DFPAZ started off as a Community of Practice, it formalised and registered as a trust in 2020, it is also affiliated to the Digital Frontiers Institute (DFI), Africa Fintech Network (AFN) and Alliance of Digital Finance Associations. Together with DFI, they have recommended Zimbabwean students especially women for scholarship in Digital Finance Studies.
Nyakwawa said the Association engages with key regulators so as to accelerate financial literacy and inclusion in the country.
He said: “We always start with the low hanging fruits; we have been carrying out webinars to educate our members who will in turn educate their connections and we hope by the multiplier effect this will reach all corners in Zimbabwe. We had one webinar that brought the Central Bank, Insurance and Pensions Commission and Securities Exchange Commission on the same table to speak about the state of financial inclusion in Zimbabwe.”
DFPAZ is heedful of the fact that being financial literate does not only benefit individuals and entrepreneurs, but also progressively contributes to the efficient functioning of a society’s economic sustainable development.
Nyakwawa is of the view that entrepreneurs lack the understanding of personal coupled with business finance concepts to make informed financial decisions and participate in the broader economy.
“Have you ever noticed that most business have remained the same even after having exchanged hands for generations? The reason can easily be traced back to lack of financial literacy.
“Secondly, old age poverty is a challenge in Zimbabwe that may be as a result of lack of financial literacy and lack of products and services that serve the micro-entrepreneurs.
“From our perspective financial literacy is not only for the entrepreneurs but also for the organisations that offer financial services to this sector, they also need to know what is it that is needed by the entrepreneurs – one size fit all kind of approach does not work anymore,” he highlighted.
The digital finance champion is inclined to motivate for engagement, on the importance of adding financial literacy within the national curriculum from primary up to tertiary level.
“It is a concept that if adopted by the responsible ministries, will change the way we do business in Zimbabwe and may solve our perennial problem of dwindling tax base as well as old age poverty.
“Without financial literacy and inclusion, it will be difficult to achieve the sustainable development goals. These two are like oil and water in an engine, always working behind the scenes but effective in their invisibility,” Nyakwawa said.
Because financial literacy encompasses the concepts of earning, spending, saving, hence, Nyakwawa pointed out that a country that does not save will not grow.
He added that: “I believe now that entrepreneurs are saving however, majority may be saving using non-formal methods.
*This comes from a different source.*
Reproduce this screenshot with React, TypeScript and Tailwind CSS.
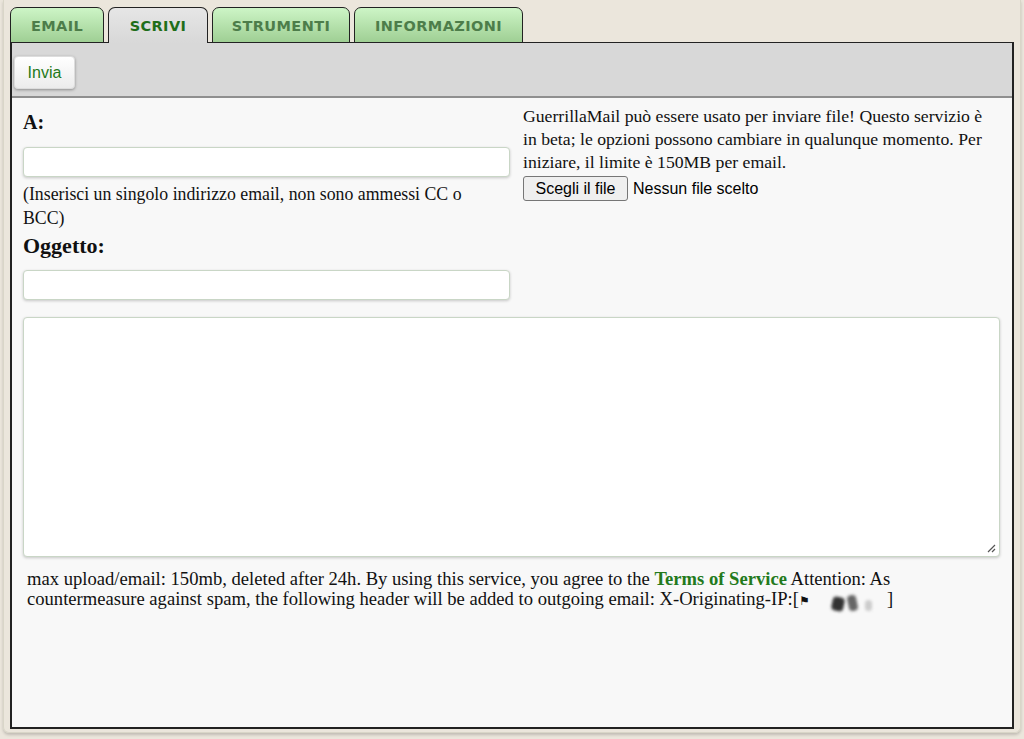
import React from 'react';

const tabs = [
  { label: 'EMAIL', w: 'w-[94px]', active: false },
  { label: 'SCRIVI', w: 'w-[100px]', active: true },
  { label: 'STRUMENTI', w: 'w-[138px]', active: false },
  { label: 'INFORMAZIONI', w: 'w-[169px]', active: false },
];

const serif = "font-['Liberation_Serif',Georgia,serif]";
const sans = "font-['Liberation_Sans',Arial,sans-serif]";

function Tabs() {
  return (
    <div className="flex gap-[4px] pl-[6px] pt-[7px]">
      {tabs.map((t) => (
        <div
          key={t.label}
          className={`${t.w} h-[36px] -mb-px flex items-center justify-center rounded-t-[7px] border border-[#222] pt-[3px] text-[14.5px] font-bold tracking-[0.4px] font-['DejaVu_Sans',Verdana,sans-serif] ${
            t.active
              ? 'relative z-10 border-b-0 bg-gradient-to-b from-[#e6e6e6] to-[#d8d8d8] text-[#1f6e1a]'
              : 'bg-gradient-to-b from-[#cdf5c6] to-[#9fcf94] text-[#4d7d4a]'
          }`}
        >
          {t.label}
        </div>
      ))}
    </div>
  );
}

function Field() {
  return (
    <div className="h-[30px] w-full rounded-[4px] border border-[#c9d6c6] bg-white shadow-[0_1px_3px_rgba(0,0,0,0.2)]" />
  );
}

export default function App() {
  return (
    <div className="h-[739px] w-[1024px] overflow-hidden bg-[#ebe6dc]">
      <div className="mx-[3px] h-[733px] rounded-b-[6px] border-x border-b border-[#d9d6c8] shadow-[0_2px_3px_rgba(0,0,0,0.18)]">
        <Tabs />
        <div className="mx-[6px] flex h-[687px] flex-col border-2 border-t border-[#222] bg-[#f8f8f8]">
          <div className="flex h-[55px] items-start border-b-2 border-[#8f8f8f] bg-[#d8d8d8] pl-[2px] pt-[13px]">
            <button
              className={`${sans} h-[33px] w-[61px] rounded-[4px] border border-[#ddd] bg-gradient-to-b from-white to-[#ececec] text-[16px] text-[#1f7a1a] shadow-[0_1px_3px_rgba(0,0,0,0.35)]`}
            >
              Invia
            </button>
          </div>
          <div className="flex pl-[11px] pr-[11px]">
            <div className={`${serif} w-[487px] text-[#111]`}>
              <div className="pt-[12px] text-[20px] font-bold leading-[24px]">A:</div>
              <div className="mt-[13px]">
                <Field />
              </div>
              <div className="mt-[5px] text-[17.8px] leading-[24px]">
                (Inserisci un singolo indirizzo email, non sono ammessi CC o
                <br />
                BCC)
              </div>
              <div className="mt-[3px] text-[22px] font-bold leading-[26px]">Oggetto:</div>
              <div className="mt-[11px]">
                <Field />
              </div>
            </div>
            <div className="ml-[13px] flex-1 pt-[7px]">
              <p className={`${serif} pr-[4px] text-[17.7px] leading-[23px] text-[#111]`}>
                GuerrillaMail può essere usato per inviare file! Questo servizio è in beta; le opzioni
                possono cambiare in qualunque momento. Per iniziare, il limite è 150MB per email.
              </p>
              <div className={`${sans} mt-[2px] flex items-center text-[16px] text-black`}>
                <span className="flex h-[25px] w-[105px] items-center justify-center rounded-[3px] border border-[#767676] bg-[#efefef]">
                  Scegli il file
                </span>
                <span className="ml-[5px]">Nessun file scelto</span>
              </div>
            </div>
          </div>
          <div className="relative ml-[11px] mr-[12px] mt-[17px] h-[240px] rounded-[4px] border border-[#c9d6c6] bg-white shadow-[0_1px_3px_rgba(0,0,0,0.2)]">
            <svg className="absolute bottom-[3px] right-[3px]" width="9" height="9" viewBox="0 0 9 9">
              <path d="M8 1L1 8M8 5L5 8" stroke="#555" strokeWidth="1.2" />
            </svg>
          </div>
          <p className={`${serif} ml-[15px] mt-[12px] w-[930px] text-[18.6px] leading-[20px] text-[#111]`}>
            max upload/email: 150mb, deleted after 24h. By using this service, you agree to the{' '}
            <span className="font-bold text-[#237a1c]">Terms of Service</span> Attention: As{' '}
            <br />
            countermeasure against spam, the following header will be added to outgoing email:
            X-Originating-IP:[
            <span className="inline-flex w-[88px] items-end align-middle">
              <span className="text-[12px]">⚑</span>
              <span className="ml-[22px] inline-block h-[14px] w-[12px] rotate-12 rounded-sm bg-[#333] blur-[1.5px]" />
              <span className="ml-[4px] inline-block h-[16px] w-[9px] -rotate-12 rounded-sm bg-[#666] blur-[1.5px]" />
              <span className="ml-[8px] inline-block h-[11px] w-[7px] rounded-sm bg-[#ccc] blur-[1.5px]" />
            </span>
            ]
          </p>
        </div>
      </div>
    </div>
  );
}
The goal in financial literacy is to formalise these savings and create linkages between formal financial sector and the entrepreneurs. Of course, we do have legacy issues that we have to deal with in the financial services sector, if that goes and savings and investments are formalised there will be a positive impact on the economy as a whole.”
To date the reception of DFPAZ has been positive as the association has partnered with policy makers and other key financial players.
“With other stakeholders it’s a slow journey but we are happy that you are speaking to us as well and we hope we continue to partner with you and others in our journey to digitally transform Zimbabwe.
“We have been published by the Digital Banker Africa, we have been in panel discussions in SADC, East and West Africa and the MENA region. We were granted a slot on the Regtech Africa Event to be held in May.
“We are also partnering another policy maker in ensuring that there is financial deepening in Zimbabwe thus making capital and money markets work,” Nyakwawa said.
As much as digital finance is gaining momentum, DFPAZ is mindful that digitalisation of financial services may further isolate some individuals particularly the illiterate and the innumerate. Hence the association is advocating for solutions that speak and can be accessed by everyone.
“A friend once said ‘Technology is here to help, but technology needs help to help,’ in as much as we want to believe digital has solutions to our challenges that notion in itself also creates problems.
“Zimbabwe has made good strides in internet and mobile phone penetration thus, given this background we always recommend that technology should always be a solution to the user, so for every application that is developed in financial services we hope that there will be a USSD platform for the same,” Nyakwawa pointed out.
He spotlighted the need to avail USSD platforms in indigenous languages so as to ensure that they are user friendly to everyone.
In their quest to drive digital financial inclusion, the association has experienced some challenges which include lukewarm reception locally and the bureaucratic processes associated with getting financial inclusion data.
“Whenever we raise a topic on this matter people always look at it as a fashionable topic. We have listened to many people talking about financial inclusion but when we reach out to them our proposals are forgotten in the in-basket.
“Locally we are finding it difficult to engage but internationally we have large NGOs are that are already looking at what we are doing and considering working with us.
“Consider how we get our financial inclusion statistics for example, we wait for a foreign organisation to do the research using foreign parameters and we get the results after four years, yet this data is critical in decision making in both fiscal and monetary policy. Why not have our own research institution that publishes our financial inclusion position every year,” he lamented.
He underscored that entrepreneurs are continuously excluded from micro-credit because Micro Finance Institutions are not comfortable with using their mobile money statements as part of credit analysis.
Costs associated with cross network transfers is amongst the pertinent issues that the association raised since this tends to slow down development.
“However, as an association we are positive and confident that we are heading somewhere, the launch of the data centres, we view them as a positive step in digital finance as these can lead to digital identities which are considered to be a necessity in financial services.
“With proper transformation strategy there should be a massive reduction in instances where money is sent to the wrong number or wrong account the system should be able to tell you the name of the account that you wish to transfer to, the status of the account (open or closed) before you authorise the transaction and we believe this will also reduce cases of fraudulent transactions,” he expressed.
In the view of the fact that some countries have Ministries of Digital Transformation and departments within the ministry of finance and/or within the central bank that looks specifically at financial inclusion. DFPAZ believes that if such is adopted, Zimbabwe can speed up the transformations journey.
“We believe for transformations in the financial services to benefit the economy as a whole, financial services sector player should appreciate that they need to complement where they should and compete where they must,” he said.